While it was already difficult enough for small- to mid-size design consulting service providers to build credibility and brand-identity in the ultra-competitive world of computer room design, in the past few years these firms have seen some of their most valuable vendor partners become chief competitors.

This is not just a case of sour apples. The design services provided by most OEMs do their clients a disservice. Clients are usually only provided the part of the picture that suits the manufacturer and they are forced to fill in the blanks. Unfortunately, the blanks are often not identified. This leads to some very unhappy bean counters.

One leading power and cooling system manufacturer’s entire go-to-market strategy is based on allowing inexperienced enthusiasts to represent themselves as capable designers by providing them with access to an online configuration tool. Being an expert in its use myself, I can safely say the information it provides is rudimentary at best. Our team at PTS Data Center Solutions uses this tool only for ordering purposes and never for design. These online tools are being used by the manufacturer’s own systems engineers, reseller partners, or end users themselves to try to simplify the inherently complicated subject of computer room support infrastructure design.

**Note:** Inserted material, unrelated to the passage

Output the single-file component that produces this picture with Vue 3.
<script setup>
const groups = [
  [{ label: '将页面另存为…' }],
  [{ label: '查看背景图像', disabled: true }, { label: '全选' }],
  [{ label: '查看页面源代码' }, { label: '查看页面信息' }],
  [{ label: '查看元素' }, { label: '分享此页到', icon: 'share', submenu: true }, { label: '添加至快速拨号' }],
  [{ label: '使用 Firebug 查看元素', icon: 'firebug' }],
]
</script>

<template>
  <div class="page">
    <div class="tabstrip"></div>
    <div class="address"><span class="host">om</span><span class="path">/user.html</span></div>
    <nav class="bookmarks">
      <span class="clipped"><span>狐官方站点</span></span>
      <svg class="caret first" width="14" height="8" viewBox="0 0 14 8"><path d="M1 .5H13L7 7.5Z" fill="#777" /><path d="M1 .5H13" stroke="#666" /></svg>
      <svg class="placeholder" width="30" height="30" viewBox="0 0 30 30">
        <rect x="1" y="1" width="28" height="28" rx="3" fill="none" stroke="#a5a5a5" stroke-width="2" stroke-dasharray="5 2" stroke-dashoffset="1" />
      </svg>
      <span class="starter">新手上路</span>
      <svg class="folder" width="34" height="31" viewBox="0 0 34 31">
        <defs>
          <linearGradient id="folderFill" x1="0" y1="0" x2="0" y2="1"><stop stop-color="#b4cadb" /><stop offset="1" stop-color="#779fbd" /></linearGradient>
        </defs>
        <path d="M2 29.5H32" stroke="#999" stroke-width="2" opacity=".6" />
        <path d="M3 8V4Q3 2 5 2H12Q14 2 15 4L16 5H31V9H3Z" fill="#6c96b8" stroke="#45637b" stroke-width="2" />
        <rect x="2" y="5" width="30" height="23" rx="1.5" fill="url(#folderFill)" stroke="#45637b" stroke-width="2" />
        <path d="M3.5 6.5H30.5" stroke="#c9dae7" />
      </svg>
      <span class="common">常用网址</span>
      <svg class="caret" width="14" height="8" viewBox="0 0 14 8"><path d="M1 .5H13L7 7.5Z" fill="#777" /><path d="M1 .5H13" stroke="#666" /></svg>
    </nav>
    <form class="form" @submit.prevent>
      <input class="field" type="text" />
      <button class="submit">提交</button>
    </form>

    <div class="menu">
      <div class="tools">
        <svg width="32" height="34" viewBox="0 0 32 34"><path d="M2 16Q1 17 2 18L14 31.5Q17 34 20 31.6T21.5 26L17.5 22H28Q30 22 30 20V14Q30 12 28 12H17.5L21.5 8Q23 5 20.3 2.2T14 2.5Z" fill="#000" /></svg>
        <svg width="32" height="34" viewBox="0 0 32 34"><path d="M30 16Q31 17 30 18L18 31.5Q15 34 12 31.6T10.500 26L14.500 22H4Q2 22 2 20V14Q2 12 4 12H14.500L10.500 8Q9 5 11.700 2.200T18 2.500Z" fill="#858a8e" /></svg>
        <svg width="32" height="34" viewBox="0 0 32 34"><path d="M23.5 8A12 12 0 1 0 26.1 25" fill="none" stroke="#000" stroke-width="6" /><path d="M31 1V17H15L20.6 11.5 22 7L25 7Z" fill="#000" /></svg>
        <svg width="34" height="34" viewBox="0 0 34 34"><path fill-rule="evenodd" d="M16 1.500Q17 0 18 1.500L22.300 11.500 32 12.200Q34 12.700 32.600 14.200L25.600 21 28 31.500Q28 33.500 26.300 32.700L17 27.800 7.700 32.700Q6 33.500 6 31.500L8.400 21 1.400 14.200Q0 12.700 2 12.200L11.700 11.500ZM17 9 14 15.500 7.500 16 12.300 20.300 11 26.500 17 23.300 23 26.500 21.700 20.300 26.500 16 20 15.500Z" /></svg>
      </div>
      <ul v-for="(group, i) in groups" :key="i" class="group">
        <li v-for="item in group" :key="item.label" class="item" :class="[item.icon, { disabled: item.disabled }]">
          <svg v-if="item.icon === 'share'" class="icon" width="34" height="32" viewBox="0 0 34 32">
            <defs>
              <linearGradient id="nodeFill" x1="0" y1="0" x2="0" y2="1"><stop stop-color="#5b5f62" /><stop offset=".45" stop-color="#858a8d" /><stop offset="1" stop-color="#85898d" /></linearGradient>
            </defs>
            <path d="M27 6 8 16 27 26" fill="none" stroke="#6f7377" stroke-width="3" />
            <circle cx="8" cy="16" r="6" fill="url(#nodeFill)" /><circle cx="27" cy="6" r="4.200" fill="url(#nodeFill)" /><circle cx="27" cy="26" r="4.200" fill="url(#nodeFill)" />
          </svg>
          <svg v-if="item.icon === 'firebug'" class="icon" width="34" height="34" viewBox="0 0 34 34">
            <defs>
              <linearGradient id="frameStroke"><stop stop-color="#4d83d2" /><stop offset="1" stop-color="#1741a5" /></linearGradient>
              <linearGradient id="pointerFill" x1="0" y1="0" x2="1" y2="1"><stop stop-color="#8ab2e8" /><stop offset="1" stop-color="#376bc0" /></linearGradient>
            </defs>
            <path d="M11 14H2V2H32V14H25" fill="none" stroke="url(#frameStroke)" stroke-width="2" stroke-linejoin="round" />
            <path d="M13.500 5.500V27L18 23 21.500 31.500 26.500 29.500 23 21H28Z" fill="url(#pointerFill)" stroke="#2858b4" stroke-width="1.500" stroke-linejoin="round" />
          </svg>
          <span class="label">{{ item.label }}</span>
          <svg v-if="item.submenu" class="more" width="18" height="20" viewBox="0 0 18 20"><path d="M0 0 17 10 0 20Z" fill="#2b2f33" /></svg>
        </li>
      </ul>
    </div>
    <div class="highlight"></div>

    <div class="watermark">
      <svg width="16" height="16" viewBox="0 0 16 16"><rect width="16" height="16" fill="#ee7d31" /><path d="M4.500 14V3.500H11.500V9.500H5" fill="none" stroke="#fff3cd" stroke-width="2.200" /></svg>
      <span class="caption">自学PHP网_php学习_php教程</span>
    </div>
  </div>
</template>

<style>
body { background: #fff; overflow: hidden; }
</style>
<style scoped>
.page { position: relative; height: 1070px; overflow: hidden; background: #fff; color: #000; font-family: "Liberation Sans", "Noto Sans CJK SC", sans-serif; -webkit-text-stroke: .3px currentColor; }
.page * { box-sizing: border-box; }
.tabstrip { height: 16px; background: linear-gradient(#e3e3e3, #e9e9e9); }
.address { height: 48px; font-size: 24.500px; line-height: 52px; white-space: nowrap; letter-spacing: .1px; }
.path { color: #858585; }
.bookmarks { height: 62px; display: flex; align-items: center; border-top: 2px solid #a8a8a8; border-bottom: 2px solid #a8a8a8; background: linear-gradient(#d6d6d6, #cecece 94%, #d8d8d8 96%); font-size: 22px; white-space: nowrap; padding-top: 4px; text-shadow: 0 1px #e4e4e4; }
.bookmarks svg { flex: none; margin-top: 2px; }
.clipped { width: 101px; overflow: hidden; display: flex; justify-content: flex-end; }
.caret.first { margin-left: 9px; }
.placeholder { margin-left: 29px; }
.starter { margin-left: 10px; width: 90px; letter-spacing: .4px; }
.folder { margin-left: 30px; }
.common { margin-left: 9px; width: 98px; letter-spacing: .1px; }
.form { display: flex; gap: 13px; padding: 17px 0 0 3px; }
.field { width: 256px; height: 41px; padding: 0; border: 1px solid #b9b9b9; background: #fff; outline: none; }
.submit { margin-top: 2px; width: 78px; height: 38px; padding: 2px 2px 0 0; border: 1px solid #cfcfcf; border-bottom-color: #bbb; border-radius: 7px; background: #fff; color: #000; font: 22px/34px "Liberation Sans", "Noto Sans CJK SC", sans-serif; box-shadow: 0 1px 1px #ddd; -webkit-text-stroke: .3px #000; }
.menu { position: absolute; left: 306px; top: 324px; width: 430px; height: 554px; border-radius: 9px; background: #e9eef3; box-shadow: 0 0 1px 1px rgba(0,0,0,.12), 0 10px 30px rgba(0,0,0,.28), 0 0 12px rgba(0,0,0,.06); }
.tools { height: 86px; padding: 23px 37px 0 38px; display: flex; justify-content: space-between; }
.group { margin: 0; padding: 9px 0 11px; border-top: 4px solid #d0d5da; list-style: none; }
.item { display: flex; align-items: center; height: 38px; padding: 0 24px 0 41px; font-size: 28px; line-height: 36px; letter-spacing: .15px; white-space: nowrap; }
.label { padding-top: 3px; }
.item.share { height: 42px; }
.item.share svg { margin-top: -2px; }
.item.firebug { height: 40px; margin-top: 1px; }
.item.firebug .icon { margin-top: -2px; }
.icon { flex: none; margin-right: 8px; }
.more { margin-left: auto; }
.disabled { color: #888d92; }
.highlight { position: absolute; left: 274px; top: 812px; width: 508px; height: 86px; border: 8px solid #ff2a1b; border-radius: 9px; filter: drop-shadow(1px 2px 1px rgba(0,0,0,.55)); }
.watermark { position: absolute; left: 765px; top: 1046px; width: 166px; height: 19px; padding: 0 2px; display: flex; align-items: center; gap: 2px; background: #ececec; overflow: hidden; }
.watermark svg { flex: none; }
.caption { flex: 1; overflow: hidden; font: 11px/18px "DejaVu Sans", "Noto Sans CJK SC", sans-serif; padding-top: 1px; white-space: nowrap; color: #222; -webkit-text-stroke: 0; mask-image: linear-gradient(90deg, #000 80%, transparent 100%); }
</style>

The manufacturer’s configuration tool only provides solution recommendations for the equipment they manufacture. Much of the rest of the complete solution is missing, including the infrastructure they don’t sell, the labor to install any of it, and/or the engineering services to produce the design documentation required to file the necessary permits. Worse, little advice is provided as to the best project delivery methodology. While I would be the first to admit the traditional consulting engineering community has been slow to adapt to the latest design practices, the truth remains that as-a-matter-of-course changes to facilities still require the services of a licensed engineer. This includes the sizing of the power and cooling infrastructure.

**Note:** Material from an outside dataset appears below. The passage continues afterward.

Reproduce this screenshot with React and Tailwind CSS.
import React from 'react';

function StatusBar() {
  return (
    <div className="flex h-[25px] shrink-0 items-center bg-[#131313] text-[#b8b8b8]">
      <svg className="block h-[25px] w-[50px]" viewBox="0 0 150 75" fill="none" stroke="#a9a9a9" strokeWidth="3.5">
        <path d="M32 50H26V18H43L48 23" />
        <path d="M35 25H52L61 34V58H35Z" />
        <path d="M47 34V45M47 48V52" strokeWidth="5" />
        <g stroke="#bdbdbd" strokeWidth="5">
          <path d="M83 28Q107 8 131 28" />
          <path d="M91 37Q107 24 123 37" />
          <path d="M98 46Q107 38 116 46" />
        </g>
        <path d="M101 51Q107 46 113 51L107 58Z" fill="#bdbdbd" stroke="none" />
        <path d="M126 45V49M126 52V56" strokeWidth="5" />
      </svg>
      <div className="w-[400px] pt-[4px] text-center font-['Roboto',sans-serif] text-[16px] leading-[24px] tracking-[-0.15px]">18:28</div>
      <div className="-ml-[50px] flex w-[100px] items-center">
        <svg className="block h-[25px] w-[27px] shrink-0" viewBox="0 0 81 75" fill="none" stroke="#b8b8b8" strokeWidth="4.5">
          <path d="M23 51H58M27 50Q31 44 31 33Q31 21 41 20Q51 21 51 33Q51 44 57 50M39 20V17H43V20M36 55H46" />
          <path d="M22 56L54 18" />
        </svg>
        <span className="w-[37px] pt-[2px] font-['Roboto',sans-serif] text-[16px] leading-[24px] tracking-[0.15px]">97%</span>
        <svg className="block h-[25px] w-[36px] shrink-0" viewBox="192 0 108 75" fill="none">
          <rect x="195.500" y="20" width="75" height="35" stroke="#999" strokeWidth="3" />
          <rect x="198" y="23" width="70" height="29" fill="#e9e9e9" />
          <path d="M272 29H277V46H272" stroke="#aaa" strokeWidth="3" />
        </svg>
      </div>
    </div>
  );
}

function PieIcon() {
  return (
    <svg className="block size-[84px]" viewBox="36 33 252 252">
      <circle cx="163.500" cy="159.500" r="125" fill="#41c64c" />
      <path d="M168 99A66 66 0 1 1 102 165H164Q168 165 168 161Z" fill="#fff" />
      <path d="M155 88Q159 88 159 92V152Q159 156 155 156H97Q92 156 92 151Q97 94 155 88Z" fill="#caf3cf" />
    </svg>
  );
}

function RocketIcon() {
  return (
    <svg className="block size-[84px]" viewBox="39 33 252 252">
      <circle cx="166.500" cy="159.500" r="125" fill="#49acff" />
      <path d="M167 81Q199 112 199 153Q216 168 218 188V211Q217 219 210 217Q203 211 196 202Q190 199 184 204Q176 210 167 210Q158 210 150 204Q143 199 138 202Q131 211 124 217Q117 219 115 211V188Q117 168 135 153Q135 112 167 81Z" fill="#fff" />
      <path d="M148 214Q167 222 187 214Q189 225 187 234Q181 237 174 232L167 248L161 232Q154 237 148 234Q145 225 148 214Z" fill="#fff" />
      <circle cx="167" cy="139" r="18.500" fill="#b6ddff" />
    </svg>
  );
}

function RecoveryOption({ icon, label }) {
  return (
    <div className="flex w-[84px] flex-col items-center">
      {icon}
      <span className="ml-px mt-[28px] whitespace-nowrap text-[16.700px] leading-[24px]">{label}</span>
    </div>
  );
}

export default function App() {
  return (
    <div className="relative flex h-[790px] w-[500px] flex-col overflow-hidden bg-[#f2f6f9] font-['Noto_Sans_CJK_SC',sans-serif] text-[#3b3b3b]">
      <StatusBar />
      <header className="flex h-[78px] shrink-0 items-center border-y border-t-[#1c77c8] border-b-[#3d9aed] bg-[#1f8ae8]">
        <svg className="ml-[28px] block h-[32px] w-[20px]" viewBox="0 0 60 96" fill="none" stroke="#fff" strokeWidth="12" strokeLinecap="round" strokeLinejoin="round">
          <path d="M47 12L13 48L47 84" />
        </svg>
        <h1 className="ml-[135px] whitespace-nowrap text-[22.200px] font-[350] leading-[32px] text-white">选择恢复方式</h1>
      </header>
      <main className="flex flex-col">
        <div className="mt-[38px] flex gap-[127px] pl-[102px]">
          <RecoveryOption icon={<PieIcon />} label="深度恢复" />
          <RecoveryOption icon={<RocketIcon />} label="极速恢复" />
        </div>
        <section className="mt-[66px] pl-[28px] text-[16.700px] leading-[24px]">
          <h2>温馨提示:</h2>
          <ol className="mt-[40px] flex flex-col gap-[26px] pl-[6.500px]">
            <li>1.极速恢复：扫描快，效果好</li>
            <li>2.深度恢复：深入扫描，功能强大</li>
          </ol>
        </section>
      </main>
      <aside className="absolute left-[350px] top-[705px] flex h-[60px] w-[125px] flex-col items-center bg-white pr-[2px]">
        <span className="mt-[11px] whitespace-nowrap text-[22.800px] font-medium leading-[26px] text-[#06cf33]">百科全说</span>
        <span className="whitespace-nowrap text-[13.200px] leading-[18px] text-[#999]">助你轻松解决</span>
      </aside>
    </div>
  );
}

That’s not to say the use of tools doesn’t have its place. Any consultant-recommended solutions should always be based on sound engineering using the latest technologies, such as computational fluid dynamic (CFD) modeling.

Individuals seeking computer room solutions are better served by hiring experienced, licensed, capable design engineers that are well versed in all of the major infrastructure solutions. This ensures that for a moderate amount of money spent in the planning stage you come away with a properly designed project with a well-defined scope, schedule, and budget.